Request:
Pick out each line containing the string "components".

Information shown:
= = = = = = =
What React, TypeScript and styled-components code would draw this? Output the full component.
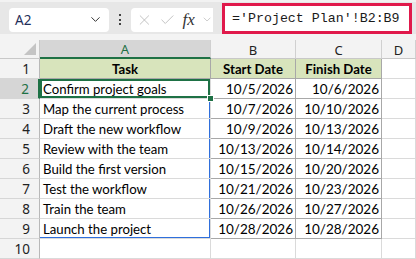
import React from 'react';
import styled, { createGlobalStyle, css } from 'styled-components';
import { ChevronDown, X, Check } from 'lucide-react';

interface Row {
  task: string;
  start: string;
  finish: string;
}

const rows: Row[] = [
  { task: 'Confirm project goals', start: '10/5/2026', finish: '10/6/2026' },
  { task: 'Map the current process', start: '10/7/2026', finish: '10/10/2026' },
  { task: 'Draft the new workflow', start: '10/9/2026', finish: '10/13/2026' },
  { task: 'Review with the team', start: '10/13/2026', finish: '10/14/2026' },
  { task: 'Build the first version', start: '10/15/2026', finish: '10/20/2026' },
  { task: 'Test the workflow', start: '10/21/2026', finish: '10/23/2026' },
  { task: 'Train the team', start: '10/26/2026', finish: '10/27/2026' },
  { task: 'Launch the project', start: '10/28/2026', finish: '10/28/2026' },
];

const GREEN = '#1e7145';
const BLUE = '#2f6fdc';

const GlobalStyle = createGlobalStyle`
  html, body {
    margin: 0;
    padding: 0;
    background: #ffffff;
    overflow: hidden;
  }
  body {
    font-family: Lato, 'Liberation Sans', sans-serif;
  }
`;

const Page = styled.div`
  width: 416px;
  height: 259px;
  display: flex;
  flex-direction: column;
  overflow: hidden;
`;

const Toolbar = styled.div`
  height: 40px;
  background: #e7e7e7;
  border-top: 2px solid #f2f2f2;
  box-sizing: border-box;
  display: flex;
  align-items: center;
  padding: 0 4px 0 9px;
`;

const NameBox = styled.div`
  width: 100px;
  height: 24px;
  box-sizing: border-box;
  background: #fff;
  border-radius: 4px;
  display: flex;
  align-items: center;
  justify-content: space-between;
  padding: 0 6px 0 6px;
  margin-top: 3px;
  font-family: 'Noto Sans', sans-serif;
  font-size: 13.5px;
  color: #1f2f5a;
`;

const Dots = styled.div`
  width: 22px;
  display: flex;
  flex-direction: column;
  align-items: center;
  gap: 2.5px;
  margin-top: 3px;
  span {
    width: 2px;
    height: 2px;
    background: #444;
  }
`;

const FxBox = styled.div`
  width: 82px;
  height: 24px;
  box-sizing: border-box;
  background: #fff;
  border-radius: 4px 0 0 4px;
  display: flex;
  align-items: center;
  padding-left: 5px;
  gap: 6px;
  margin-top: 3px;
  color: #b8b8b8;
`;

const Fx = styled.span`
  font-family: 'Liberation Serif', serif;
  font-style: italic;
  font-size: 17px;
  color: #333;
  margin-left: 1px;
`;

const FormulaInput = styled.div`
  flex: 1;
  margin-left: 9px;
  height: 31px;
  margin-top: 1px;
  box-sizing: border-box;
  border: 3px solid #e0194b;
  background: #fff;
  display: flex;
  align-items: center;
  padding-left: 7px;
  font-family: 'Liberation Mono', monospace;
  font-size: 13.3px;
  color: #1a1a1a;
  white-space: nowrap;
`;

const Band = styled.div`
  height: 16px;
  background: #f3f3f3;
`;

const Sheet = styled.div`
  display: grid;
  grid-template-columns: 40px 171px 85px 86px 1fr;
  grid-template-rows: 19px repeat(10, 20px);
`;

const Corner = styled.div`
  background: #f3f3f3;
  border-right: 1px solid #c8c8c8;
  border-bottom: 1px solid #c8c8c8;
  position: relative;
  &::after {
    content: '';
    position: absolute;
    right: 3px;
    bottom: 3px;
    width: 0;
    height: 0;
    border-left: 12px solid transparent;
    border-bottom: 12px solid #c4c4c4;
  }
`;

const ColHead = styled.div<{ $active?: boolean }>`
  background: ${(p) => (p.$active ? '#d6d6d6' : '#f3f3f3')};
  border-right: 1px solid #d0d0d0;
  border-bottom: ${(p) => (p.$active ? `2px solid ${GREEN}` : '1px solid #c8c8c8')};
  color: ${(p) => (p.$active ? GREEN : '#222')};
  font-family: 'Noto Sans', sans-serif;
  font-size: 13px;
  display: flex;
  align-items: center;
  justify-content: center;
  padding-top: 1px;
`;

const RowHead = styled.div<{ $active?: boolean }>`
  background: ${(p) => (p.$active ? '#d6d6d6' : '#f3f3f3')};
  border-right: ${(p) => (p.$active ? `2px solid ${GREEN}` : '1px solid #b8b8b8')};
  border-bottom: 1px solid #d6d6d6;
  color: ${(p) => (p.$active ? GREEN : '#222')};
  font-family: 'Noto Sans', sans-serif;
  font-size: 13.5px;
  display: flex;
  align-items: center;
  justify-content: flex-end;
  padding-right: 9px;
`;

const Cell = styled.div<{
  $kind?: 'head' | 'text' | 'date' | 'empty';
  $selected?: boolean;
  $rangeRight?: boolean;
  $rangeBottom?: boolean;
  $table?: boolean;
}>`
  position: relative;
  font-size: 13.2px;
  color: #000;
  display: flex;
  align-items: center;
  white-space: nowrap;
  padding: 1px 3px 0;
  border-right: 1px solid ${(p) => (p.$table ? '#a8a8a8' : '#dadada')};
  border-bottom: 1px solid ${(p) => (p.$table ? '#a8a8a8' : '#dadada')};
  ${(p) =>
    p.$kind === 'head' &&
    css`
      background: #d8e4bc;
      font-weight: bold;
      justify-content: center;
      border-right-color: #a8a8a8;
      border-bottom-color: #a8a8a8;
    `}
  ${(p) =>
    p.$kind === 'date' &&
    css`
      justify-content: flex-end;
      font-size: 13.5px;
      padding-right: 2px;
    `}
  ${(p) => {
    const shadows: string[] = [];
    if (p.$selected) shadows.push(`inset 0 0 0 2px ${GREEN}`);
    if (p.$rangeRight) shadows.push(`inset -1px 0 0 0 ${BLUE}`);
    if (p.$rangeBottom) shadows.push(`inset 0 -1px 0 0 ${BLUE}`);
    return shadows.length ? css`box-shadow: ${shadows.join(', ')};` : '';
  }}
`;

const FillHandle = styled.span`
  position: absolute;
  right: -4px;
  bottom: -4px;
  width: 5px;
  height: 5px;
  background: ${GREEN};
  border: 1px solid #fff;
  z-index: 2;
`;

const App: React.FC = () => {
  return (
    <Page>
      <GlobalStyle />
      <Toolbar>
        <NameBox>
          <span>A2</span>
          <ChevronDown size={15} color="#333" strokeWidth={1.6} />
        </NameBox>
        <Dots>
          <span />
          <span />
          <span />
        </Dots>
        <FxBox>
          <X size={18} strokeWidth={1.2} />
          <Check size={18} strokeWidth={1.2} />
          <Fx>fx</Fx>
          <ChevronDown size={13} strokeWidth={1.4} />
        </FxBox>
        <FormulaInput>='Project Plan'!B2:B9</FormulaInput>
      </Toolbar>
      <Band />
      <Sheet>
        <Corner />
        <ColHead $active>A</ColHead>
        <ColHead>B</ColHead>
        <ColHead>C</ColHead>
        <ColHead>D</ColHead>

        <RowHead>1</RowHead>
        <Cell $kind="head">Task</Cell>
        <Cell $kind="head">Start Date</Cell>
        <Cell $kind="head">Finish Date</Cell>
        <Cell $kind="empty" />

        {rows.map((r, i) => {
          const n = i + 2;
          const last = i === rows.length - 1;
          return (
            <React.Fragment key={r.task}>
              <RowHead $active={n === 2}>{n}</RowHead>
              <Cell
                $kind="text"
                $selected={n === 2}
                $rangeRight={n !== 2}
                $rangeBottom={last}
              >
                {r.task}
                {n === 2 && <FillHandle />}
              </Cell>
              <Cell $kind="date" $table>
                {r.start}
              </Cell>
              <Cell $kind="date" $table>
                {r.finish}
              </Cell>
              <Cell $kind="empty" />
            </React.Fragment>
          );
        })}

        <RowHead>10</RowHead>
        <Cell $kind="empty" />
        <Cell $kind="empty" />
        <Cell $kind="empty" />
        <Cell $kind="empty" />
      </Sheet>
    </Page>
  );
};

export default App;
= = = = = = =
Output of the task:
What React, TypeScript and styled-components code would draw this? Output the full component.
import styled, { createGlobalStyle, css } from 'styled-components';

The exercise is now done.